Filter this data down to the lines that hold "React", and copy them.

[DATA ROWS]
※ ※ ※

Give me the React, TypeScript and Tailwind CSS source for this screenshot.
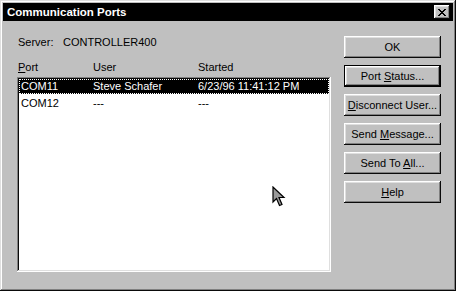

※ ※ ※

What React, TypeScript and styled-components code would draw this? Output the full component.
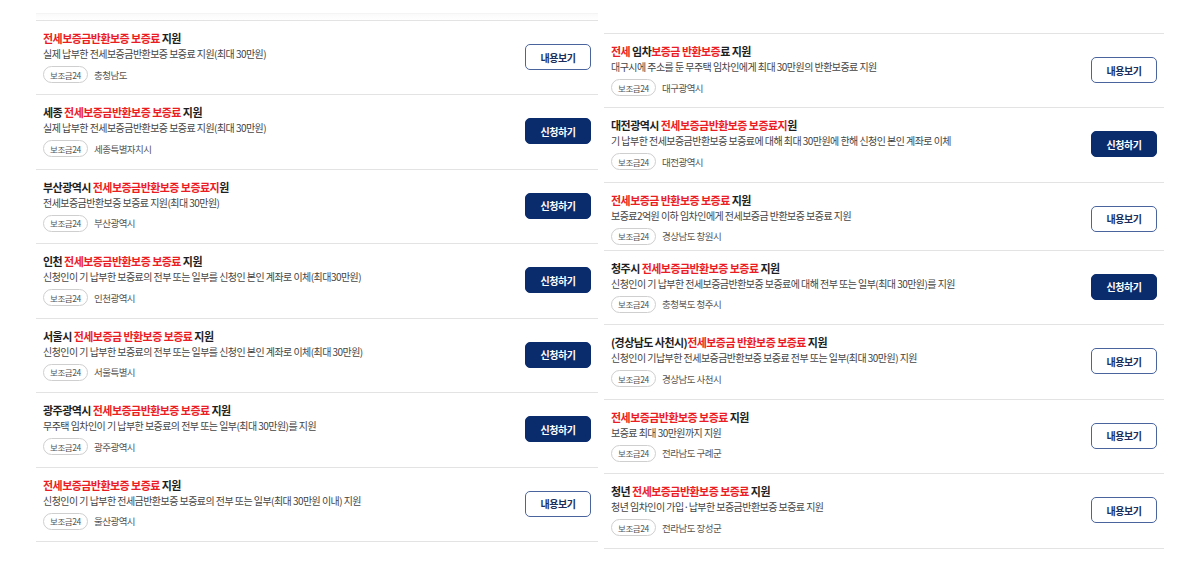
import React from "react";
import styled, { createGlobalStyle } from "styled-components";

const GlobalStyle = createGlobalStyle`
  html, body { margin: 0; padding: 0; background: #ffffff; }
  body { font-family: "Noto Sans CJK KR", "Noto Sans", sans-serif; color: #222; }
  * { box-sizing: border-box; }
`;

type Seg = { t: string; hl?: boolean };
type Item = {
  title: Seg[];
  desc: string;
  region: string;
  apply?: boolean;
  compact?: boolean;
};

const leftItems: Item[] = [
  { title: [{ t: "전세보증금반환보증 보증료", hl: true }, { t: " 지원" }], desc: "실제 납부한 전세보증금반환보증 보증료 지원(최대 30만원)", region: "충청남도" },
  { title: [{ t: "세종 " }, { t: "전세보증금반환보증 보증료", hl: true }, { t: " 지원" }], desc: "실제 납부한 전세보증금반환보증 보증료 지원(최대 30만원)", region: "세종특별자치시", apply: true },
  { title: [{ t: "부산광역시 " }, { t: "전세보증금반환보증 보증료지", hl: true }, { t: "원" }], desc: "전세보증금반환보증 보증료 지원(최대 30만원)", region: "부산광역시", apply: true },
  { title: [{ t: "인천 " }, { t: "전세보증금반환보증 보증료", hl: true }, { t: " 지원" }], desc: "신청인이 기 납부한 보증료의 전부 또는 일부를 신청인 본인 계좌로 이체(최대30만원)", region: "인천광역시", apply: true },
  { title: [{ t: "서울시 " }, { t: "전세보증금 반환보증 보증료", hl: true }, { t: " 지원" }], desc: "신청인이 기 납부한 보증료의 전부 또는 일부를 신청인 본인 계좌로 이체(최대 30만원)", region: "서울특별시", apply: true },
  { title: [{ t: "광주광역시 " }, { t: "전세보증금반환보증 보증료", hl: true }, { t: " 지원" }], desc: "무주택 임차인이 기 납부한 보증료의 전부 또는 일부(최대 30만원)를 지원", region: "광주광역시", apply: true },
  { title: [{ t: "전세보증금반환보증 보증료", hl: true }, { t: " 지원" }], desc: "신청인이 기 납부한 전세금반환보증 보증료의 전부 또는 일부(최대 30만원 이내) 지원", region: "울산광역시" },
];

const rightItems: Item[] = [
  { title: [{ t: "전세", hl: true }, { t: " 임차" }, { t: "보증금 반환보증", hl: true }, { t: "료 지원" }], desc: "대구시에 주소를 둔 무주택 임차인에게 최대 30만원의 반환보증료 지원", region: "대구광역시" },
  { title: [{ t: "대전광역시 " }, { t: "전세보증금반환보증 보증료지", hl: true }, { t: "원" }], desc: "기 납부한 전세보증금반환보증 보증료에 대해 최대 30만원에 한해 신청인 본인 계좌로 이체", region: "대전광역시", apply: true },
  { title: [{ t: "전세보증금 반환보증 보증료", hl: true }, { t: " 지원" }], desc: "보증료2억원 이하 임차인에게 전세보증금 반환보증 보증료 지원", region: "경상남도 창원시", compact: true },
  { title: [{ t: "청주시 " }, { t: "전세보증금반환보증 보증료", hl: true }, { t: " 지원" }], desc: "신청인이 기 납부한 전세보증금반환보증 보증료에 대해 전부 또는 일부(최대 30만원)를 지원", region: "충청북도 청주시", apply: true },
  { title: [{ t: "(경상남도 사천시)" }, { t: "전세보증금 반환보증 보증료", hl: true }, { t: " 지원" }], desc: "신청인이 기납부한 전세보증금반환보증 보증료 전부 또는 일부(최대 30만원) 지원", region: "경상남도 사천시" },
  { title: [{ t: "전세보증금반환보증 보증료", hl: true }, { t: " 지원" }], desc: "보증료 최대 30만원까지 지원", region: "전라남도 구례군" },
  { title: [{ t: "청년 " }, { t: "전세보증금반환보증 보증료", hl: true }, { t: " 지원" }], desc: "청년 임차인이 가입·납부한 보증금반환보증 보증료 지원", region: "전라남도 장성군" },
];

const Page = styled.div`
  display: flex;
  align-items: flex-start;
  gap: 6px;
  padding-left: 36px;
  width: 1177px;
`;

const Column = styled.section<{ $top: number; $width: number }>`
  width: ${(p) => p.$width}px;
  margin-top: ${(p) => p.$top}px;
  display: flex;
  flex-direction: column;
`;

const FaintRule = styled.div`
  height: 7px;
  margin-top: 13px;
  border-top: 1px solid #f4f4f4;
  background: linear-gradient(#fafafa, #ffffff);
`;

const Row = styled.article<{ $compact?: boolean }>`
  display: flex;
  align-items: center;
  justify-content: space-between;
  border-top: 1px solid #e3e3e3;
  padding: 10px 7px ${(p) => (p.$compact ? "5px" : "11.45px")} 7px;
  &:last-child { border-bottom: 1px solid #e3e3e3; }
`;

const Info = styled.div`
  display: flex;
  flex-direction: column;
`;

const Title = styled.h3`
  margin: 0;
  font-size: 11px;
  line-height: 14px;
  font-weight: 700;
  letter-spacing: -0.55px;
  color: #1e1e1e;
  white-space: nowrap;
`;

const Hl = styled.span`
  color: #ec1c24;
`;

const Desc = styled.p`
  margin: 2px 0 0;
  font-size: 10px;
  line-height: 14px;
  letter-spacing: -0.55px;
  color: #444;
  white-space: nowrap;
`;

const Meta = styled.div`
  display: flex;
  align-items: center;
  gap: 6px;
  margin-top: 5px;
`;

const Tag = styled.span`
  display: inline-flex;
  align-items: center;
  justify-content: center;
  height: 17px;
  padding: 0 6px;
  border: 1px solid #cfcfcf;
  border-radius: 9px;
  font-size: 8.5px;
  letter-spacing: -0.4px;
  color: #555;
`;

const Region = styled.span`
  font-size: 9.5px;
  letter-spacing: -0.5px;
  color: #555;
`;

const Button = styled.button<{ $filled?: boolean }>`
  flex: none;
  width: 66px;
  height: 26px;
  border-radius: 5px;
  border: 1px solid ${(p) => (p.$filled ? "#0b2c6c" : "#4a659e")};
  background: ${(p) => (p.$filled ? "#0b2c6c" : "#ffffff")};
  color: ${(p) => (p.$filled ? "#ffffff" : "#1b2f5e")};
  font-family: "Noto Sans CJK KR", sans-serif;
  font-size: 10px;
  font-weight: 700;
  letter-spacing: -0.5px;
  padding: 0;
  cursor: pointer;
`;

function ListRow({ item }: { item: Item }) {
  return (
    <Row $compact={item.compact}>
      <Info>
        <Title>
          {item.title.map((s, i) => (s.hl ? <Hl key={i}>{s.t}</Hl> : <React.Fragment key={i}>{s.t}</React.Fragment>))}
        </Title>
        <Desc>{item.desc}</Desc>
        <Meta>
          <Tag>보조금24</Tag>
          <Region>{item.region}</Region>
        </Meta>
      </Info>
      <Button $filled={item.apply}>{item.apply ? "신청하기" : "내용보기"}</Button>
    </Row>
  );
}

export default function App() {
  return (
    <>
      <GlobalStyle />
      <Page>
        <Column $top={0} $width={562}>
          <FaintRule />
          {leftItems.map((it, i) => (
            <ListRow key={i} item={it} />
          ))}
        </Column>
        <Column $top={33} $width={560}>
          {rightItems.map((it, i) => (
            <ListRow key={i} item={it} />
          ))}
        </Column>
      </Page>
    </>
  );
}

※ ※ ※

[SOLUTION TO THE PROBLEM]
Give me the React, TypeScript and Tailwind CSS source for this screenshot.
What React, TypeScript and styled-components code would draw this? Output the full component.
import React from "react";
          {item.title.map((s, i) => (s.hl ? <Hl key={i}>{s.t}</Hl> : <React.Fragment key={i}>{s.t}</React.Fragment>))}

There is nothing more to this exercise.